アンモニア燃焼反応モデルの構築とその燃焼数値シミュレーションへの応用
アンモニア/ディーゼル内燃機関
エネルギー動態研究分野

エネルギーシステムの脱炭素化のために、再生可能エネルギー由来のアンモニアを燃料として利用することが注目されています。燃焼によるエネルギー変換は機器の体積や重量当たりの出力が大きく、大規模な負荷変動の追従性が良好であることから、アンモニアの直接燃焼は発電、加熱、移動体動力として、様々なエネルギーシステムに利用されることが期待されています。一方で、アンモニアの燃焼特性は従来の炭化水素の燃焼特性と大きく異なるため、アンモニアに適した燃焼方式の探索や燃焼器の改良が必要です。このためには、アンモニアの基礎燃焼特性を理解したうえで、これを正確に表現可能な燃焼反応モデルを構築し、燃焼数値シミュレーションを進める必要があります。

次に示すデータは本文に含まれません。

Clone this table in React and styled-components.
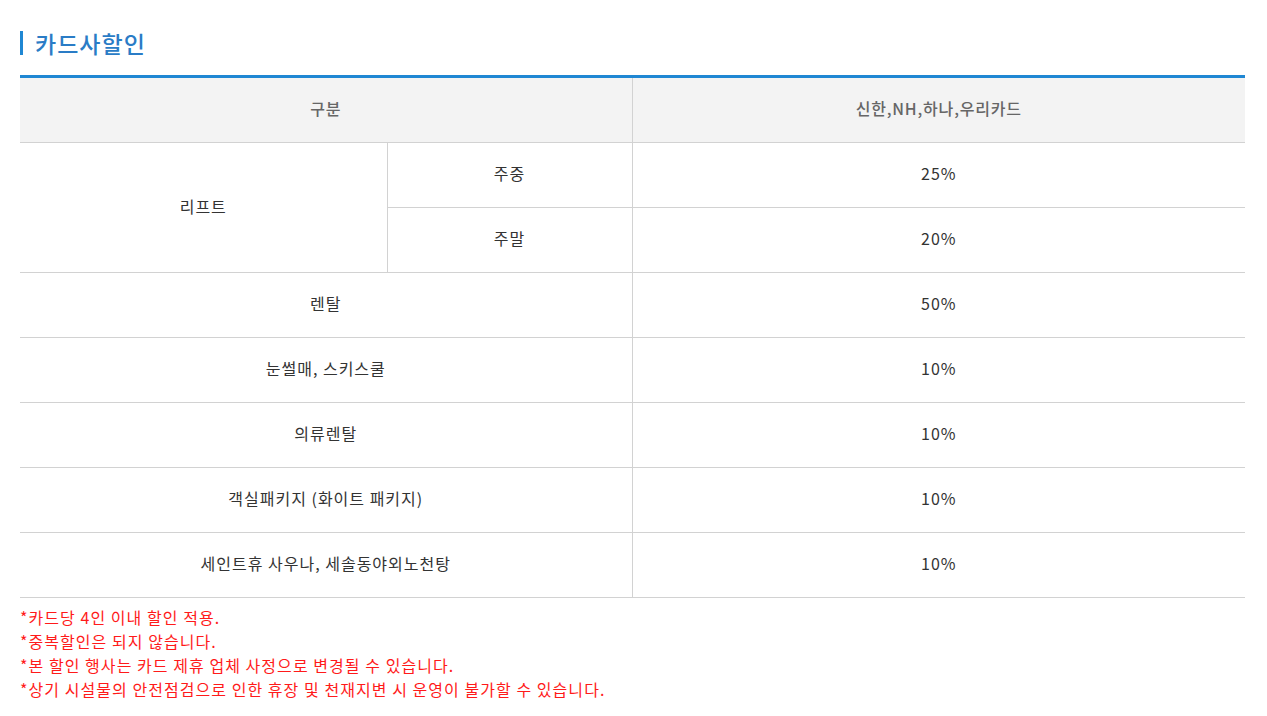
import styled, { createGlobalStyle } from "styled-components";

const GlobalStyle = createGlobalStyle`
  body {
    margin: 0;
    background: #fff;
    font-family: "Noto Sans CJK KR", "Noto Sans", sans-serif;
  }
`;

const rows = [
  { label: "렌탈", rate: "50%" },
  { label: "눈썰매, 스키스쿨", rate: "10%" },
  { label: "의류렌탈", rate: "10%" },
  { label: "객실패키지 (화이트 패키지)", rate: "10%" },
  { label: "세인트휴 사우나, 세솔동야외노천탕", rate: "10%" },
];

const notes = [
  "*카드당 4인 이내 할인 적용.",
  "*중복할인은 되지 않습니다.",
  "*본 할인 행사는 카드 제휴 업체 사정으로 변경될 수 있습니다.",
  "*상기 시설물의 안전점검으로 인한 휴장 및 천재지변 시 운영이 불가할 수 있습니다.",
];

const App = () => {
  return (
    <Page>
      <GlobalStyle />
      <Title>카드사할인</Title>
      <Table>
        <colgroup>
          <col style={{ width: 367 }} />
          <col style={{ width: 245 }} />
          <col />
        </colgroup>
        <thead>
          <tr>
            <Th colSpan={2}>구분</Th>
            <Th>신한,NH,하나,우리카드</Th>
          </tr>
        </thead>
        <tbody>
          <tr>
            <Td rowSpan={2}>리프트</Td>
            <Td $left>주중</Td>
            <Td>25%</Td>
          </tr>
          <tr>
            <Td $left>주말</Td>
            <Td>20%</Td>
          </tr>
          {rows.map((r) => (
            <tr key={r.label}>
              <Td colSpan={2}>{r.label}</Td>
              <Td>{r.rate}</Td>
            </tr>
          ))}
        </tbody>
      </Table>
      <Notes>
        {notes.map((n) => (
          <li key={n}>{n}</li>
        ))}
      </Notes>
    </Page>
  );
};

const Page = styled.div`
  padding: 31px 22px 0 20px;
`;

const Title = styled.h2`
  margin: 0 0 20px;
  padding-left: 12px;
  border-left: 3px solid #1f87d3;
  height: 24px;
  line-height: 24px;
  font-size: 23px;
  font-weight: 500;
  letter-spacing: 1px;
  color: #2a7cc6;
`;

const Table = styled.table`
  width: 100%;
  border-collapse: collapse;
  table-layout: fixed;
  border-top: 3px solid #1f87d3;
`;

const Th = styled.th`
  height: 60px;
  padding: 0 0 4px;
  background: #f3f3f3;
  border-bottom: 1px solid #d2d2d2;
  border-left: 1px solid #d2d2d2;
  font-size: 16px;
  font-weight: 500;
  letter-spacing: 0.8px;
  color: #666;
  text-align: center;

  &:first-child {
    border-left: none;
  }
`;

const Td = styled.td`
  height: 60px;
  padding: 0 0 4px;
  border-bottom: 1px solid #d2d2d2;
  border-left: 1px solid #d2d2d2;
  font-size: 16px;
  letter-spacing: 1px;
  color: #333;
  text-align: center;

  &:first-child {
    border-left: ${(p) => (p.$left ? "1px solid #d2d2d2" : "none")};
  }
`;

const Notes = styled.ul`
  list-style: none;
  margin: 7px 0 0;
  padding: 0;
  font-size: 16px;
  line-height: 24px;
  letter-spacing: 1.05px;
  color: #ff1a1a;
`;

export default App;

当研究分野では、第一原理計算を援用したアンモニア燃焼反応モデルの開発を実施しています。また、反応管における反応場のガス計測(図1上)や、対向流バーナにおける層流火炎の消炎条件の計測(図1下)を行い、これらの計測結果を用いてアンモニア燃焼反応モデルを検証しています。現実的な脱炭素化にはアンモニア/炭化水素の混焼も重要であることから、混焼特性の解明とモデル化も進めています。当研究分野で開発されたアンモニア燃焼反応モデルは様々な燃焼機器の燃焼数値シミュレーションに利用されています。

図2はヤンマーホールディングス株式会社殿との共同研究で、アンモニア/ディーゼル内燃機関の燃焼数値シミュレーション結果の例です。本シミュレーションには当研究分野で開発したアンモニア/ノルマルヘプタンの燃焼反応モデルが用いられています(ノルマルヘプタンをディーゼル模擬燃料として使用)。燃焼数値シミュレーションは良好にエンジン筒内圧力履歴やNOxおよび未燃アンモニアの排気特性等のエンジン試験結果を予測できました。エンジン筒内における燃焼挙動やNOx生成・還元過程の可視化を実現できたことにより、高効率・低エミッションアンモニア/ディーゼル内燃機関の設計開発につながることが期待されています。